The performance featured such Isaak staples as “Lie To Me,” “Wild Love,” “Wicked Game,” “Blue Hotel” and the no-brakes joy ride “Gone Ridin’,” with a typically hilarious hipster-lingo spoken intro. During “Hip Shake,” Isaak and other band members plunged into the audience, while Reno soloed atop the bar and drummer Johnson returned to the stage on crutches, spitting drumsticks out of his mouth.

But it was the dark version of Diamond’s “Solitary Man” and some of the eight new songs he sang that stole the show. Chief among those was “5:15,” a classic train song, and a soul-revue burner apparently titled “I’m Standing Up,” with Isaak’s voice flying and shouting over a chorus of the band members chanting “Robitussen.”

It’s a bold thing for Isaak to be pressing on with so much new material, since it has taken radio a year and a half to catch up with “Wicked Game,” and even then the moribund broadcast media played it only because it had been used in David Lynch’s “Wild at Heart.”

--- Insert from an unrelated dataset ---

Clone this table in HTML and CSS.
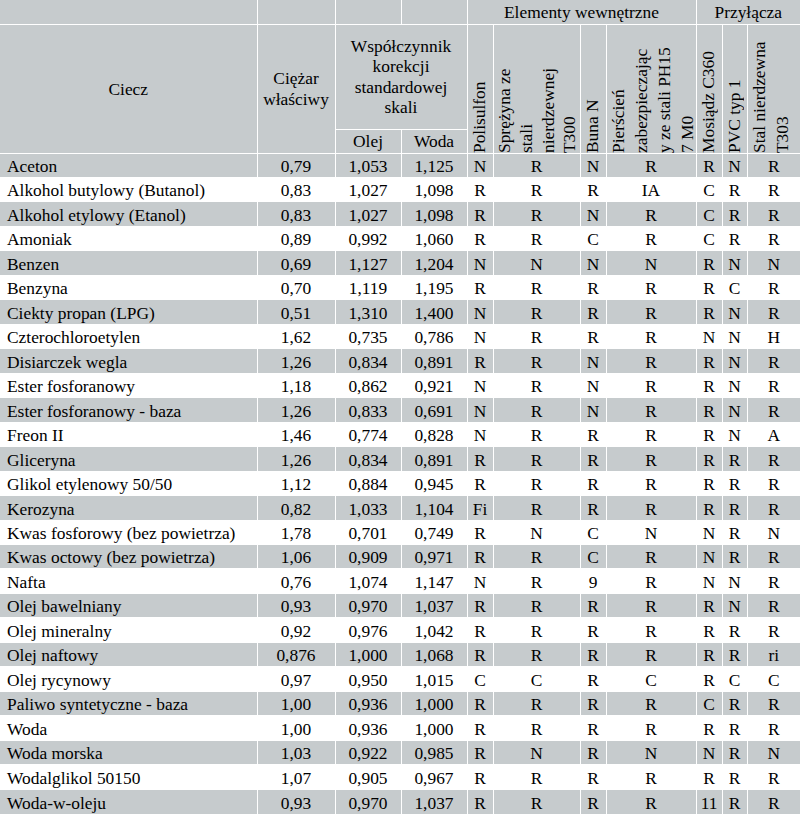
FILE: index.html
```html
<!DOCTYPE html>
<html lang="pl">
<head>
<meta charset="utf-8">
<title>Tabela odporności chemicznej</title>
<link rel="stylesheet" href="styles.css">
</head>
<body>
<table class="chem">
  <colgroup>
    <col class="c-name"><col class="c-sg"><col class="c-k"><col class="c-k">
    <col class="c-n"><col class="c-w87"><col class="c-n"><col class="c-w90">
    <col class="c-n"><col class="c-n25"><col class="c-w53">
  </colgroup>
  <thead>
    <tr class="h1">
      <th></th><th></th><th></th><th></th>
      <th colspan="4">Elementy wewnętrzne</th>
      <th colspan="3">Przyłącza</th>
    </tr>
    <tr class="h2">
      <th rowspan="2">Ciecz</th>
      <th rowspan="2" class="lh">Ciężar<br>właściwy</th>
      <th colspan="2" class="lh">Współczynnik<br>korekcji<br>standardowej<br>skali</th>
      <th rowspan="2" class="vt"><div class="rot">Polisulfon</div></th>
      <th rowspan="2" class="vt"><div class="rot tight">Sprężyna ze<br>stali<br>nierdzewnej<br>T300</div></th>
      <th rowspan="2" class="vt"><div class="rot">Buna N</div></th>
      <th rowspan="2" class="vt"><div class="rot">Pierścień<br>zabezpieczając<br>y ze stali PH15<br>7 M0</div></th>
      <th rowspan="2" class="vt"><div class="rot">Mosiądz C360</div></th>
      <th rowspan="2" class="vt"><div class="rot">PVC typ 1</div></th>
      <th rowspan="2" class="vt"><div class="rot">Stal nierdzewna<br>T303</div></th>
    </tr>
    <tr class="h3">
      <th>Olej</th><th>Woda</th>
    </tr>
  </thead>
  <tbody>
    <tr><td>Aceton</td><td>0,79</td><td>1,053</td><td>1,125</td><td>N</td><td>R</td><td>N</td><td>R</td><td>R</td><td>N</td><td>R</td></tr>
    <tr><td>Alkohol butylowy (Butanol)</td><td>0,83</td><td>1,027</td><td>1,098</td><td>R</td><td>R</td><td>R</td><td>IA</td><td>C</td><td>R</td><td>R</td></tr>
    <tr><td>Alkohol etylowy (Etanol)</td><td>0,83</td><td>1,027</td><td>1,098</td><td>R</td><td>R</td><td>N</td><td>R</td><td>C</td><td>R</td><td>R</td></tr>
    <tr><td>Amoniak</td><td>0,89</td><td>0,992</td><td>1,060</td><td>R</td><td>R</td><td>C</td><td>R</td><td>C</td><td>R</td><td>R</td></tr>
    <tr><td>Benzen</td><td>0,69</td><td>1,127</td><td>1,204</td><td>N</td><td>N</td><td>N</td><td>N</td><td>R</td><td>N</td><td>N</td></tr>
    <tr><td>Benzyna</td><td>0,70</td><td>1,119</td><td>1,195</td><td>R</td><td>R</td><td>R</td><td>R</td><td>R</td><td>C</td><td>R</td></tr>
    <tr><td>Ciekty propan (LPG)</td><td>0,51</td><td>1,310</td><td>1,400</td><td>N</td><td>R</td><td>R</td><td>R</td><td>R</td><td>N</td><td>R</td></tr>
    <tr><td>Czterochloroetylen</td><td>1,62</td><td>0,735</td><td>0,786</td><td>N</td><td>R</td><td>R</td><td>R</td><td>N</td><td>N</td><td>H</td></tr>
    <tr><td>Disiarczek wegla</td><td>1,26</td><td>0,834</td><td>0,891</td><td>R</td><td>R</td><td>N</td><td>R</td><td>R</td><td>N</td><td>R</td></tr>
    <tr><td>Ester fosforanowy</td><td>1,18</td><td>0,862</td><td>0,921</td><td>N</td><td>R</td><td>N</td><td>R</td><td>R</td><td>N</td><td>R</td></tr>
    <tr><td>Ester fosforanowy - baza</td><td>1,26</td><td>0,833</td><td>0,691</td><td>N</td><td>R</td><td>N</td><td>R</td><td>R</td><td>N</td><td>R</td></tr>
    <tr><td>Freon II</td><td>1,46</td><td>0,774</td><td>0,828</td><td>N</td><td>R</td><td>R</td><td>R</td><td>R</td><td>N</td><td>A</td></tr>
    <tr><td>Gliceryna</td><td>1,26</td><td>0,834</td><td>0,891</td><td>R</td><td>R</td><td>R</td><td>R</td><td>R</td><td>R</td><td>R</td></tr>
    <tr><td>Glikol etylenowy 50/50</td><td>1,12</td><td>0,884</td><td>0,945</td><td>R</td><td>R</td><td>R</td><td>R</td><td>R</td><td>R</td><td>R</td></tr>
    <tr><td>Kerozyna</td><td>0,82</td><td>1,033</td><td>1,104</td><td>Fi</td><td>R</td><td>R</td><td>R</td><td>R</td><td>R</td><td>R</td></tr>
    <tr><td>Kwas fosforowy (bez powietrza)</td><td>1,78</td><td>0,701</td><td>0,749</td><td>R</td><td>N</td><td>C</td><td>N</td><td>N</td><td>R</td><td>N</td></tr>
    <tr><td>Kwas octowy (bez powietrza)</td><td>1,06</td><td>0,909</td><td>0,971</td><td>R</td><td>R</td><td>C</td><td>R</td><td>N</td><td>R</td><td>R</td></tr>
    <tr><td>Nafta</td><td>0,76</td><td>1,074</td><td>1,147</td><td>N</td><td>R</td><td>9</td><td>R</td><td>N</td><td>N</td><td>R</td></tr>
    <tr><td>Olej bawelniany</td><td>0,93</td><td>0,970</td><td>1,037</td><td>R</td><td>R</td><td>R</td><td>R</td><td>R</td><td>N</td><td>R</td></tr>
    <tr><td>Olej mineralny</td><td>0,92</td><td>0,976</td><td>1,042</td><td>R</td><td>R</td><td>R</td><td>R</td><td>R</td><td>R</td><td>R</td></tr>
    <tr><td>Olej naftowy</td><td>0,876</td><td>1,000</td><td>1,068</td><td>R</td><td>R</td><td>R</td><td>R</td><td>R</td><td>R</td><td>ri</td></tr>
    <tr><td>Olej rycynowy</td><td>0,97</td><td>0,950</td><td>1,015</td><td>C</td><td>C</td><td>R</td><td>C</td><td>R</td><td>C</td><td>C</td></tr>
    <tr><td>Paliwo syntetyczne - baza</td><td>1,00</td><td>0,936</td><td>1,000</td><td>R</td><td>R</td><td>R</td><td>R</td><td>C</td><td>R</td><td>R</td></tr>
    <tr><td>Woda</td><td>1,00</td><td>0,936</td><td>1,000</td><td>R</td><td>R</td><td>R</td><td>R</td><td>R</td><td>R</td><td>R</td></tr>
    <tr><td>Woda morska</td><td>1,03</td><td>0,922</td><td>0,985</td><td>R</td><td>N</td><td>R</td><td>N</td><td>N</td><td>R</td><td>N</td></tr>
    <tr><td>Wodalglikol 50150</td><td>1,07</td><td>0,905</td><td>0,967</td><td>R</td><td>R</td><td>R</td><td>R</td><td>R</td><td>R</td><td>R</td></tr>
    <tr><td>Woda-w-oleju</td><td>0,93</td><td>0,970</td><td>1,037</td><td>R</td><td>R</td><td>R</td><td>R</td><td>11</td><td>R</td><td>R</td></tr>
  </tbody>
</table>
</body>
</html>
```

FILE: styles.css
```css
html, body {
  margin: 0;
  padding: 0;
  background: #ffffff;
}

body {
  font-family: "Liberation Serif", "Times New Roman", serif;
  font-size: 17.4px;
  color: #000000;
}

.chem {
  width: 800px;
  table-layout: fixed;
  border-collapse: collapse;
  border-style: hidden;
}

.chem th,
.chem td {
  border: 1px solid #ffffff;
  padding: 0;
  font-weight: normal;
  text-align: center;
  white-space: nowrap;
}

.c-name { width: 257px; }
.c-sg { width: 78px; }
.c-k { width: 66px; }
.c-n { width: 26px; }
.c-n25 { width: 25px; }
.c-w87 { width: 87px; }
.c-w90 { width: 90px; }
.c-w53 { width: 53px; }

.chem thead th {
  background: #c6cbcd;
  vertical-align: middle;
  line-height: 20px;
}

.h1 { height: 24px; }
.h2 { height: 105px; }
.h3 { height: 24px; }

.chem th.lh {
  line-height: 20.3px;
}

.chem th.vt {
  text-align: left;
  vertical-align: bottom;
}

.rot {
  writing-mode: vertical-rl;
  transform: rotate(180deg);
  height: 126px;
  line-height: 23px;
  text-align: left;
  white-space: nowrap;
}

.rot.tight {
  line-height: 21.8px;
}

.chem tbody tr {
  height: 24.48px;
}

.chem tbody td {
  line-height: 20px;
  vertical-align: bottom;
  padding-bottom: 1px;
}

.chem tbody td:first-child {
  text-align: left;
  padding-left: 7px;
}

.chem tbody tr:nth-child(odd) td {
  background: #c6cbcd;
}
```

It’s a typical story: Aaron Neville was singing beautifully in obscurity for decades before Linda Ronstadt pronounced him safe for radio. It’s things like that that are transforming the United States--once the great cultural innovator of this century--into the slow kids on the block, ignoring even the talent in our own back yard. It’s been that way for nigh on two decades now, so let’s get on with the new one, shall we?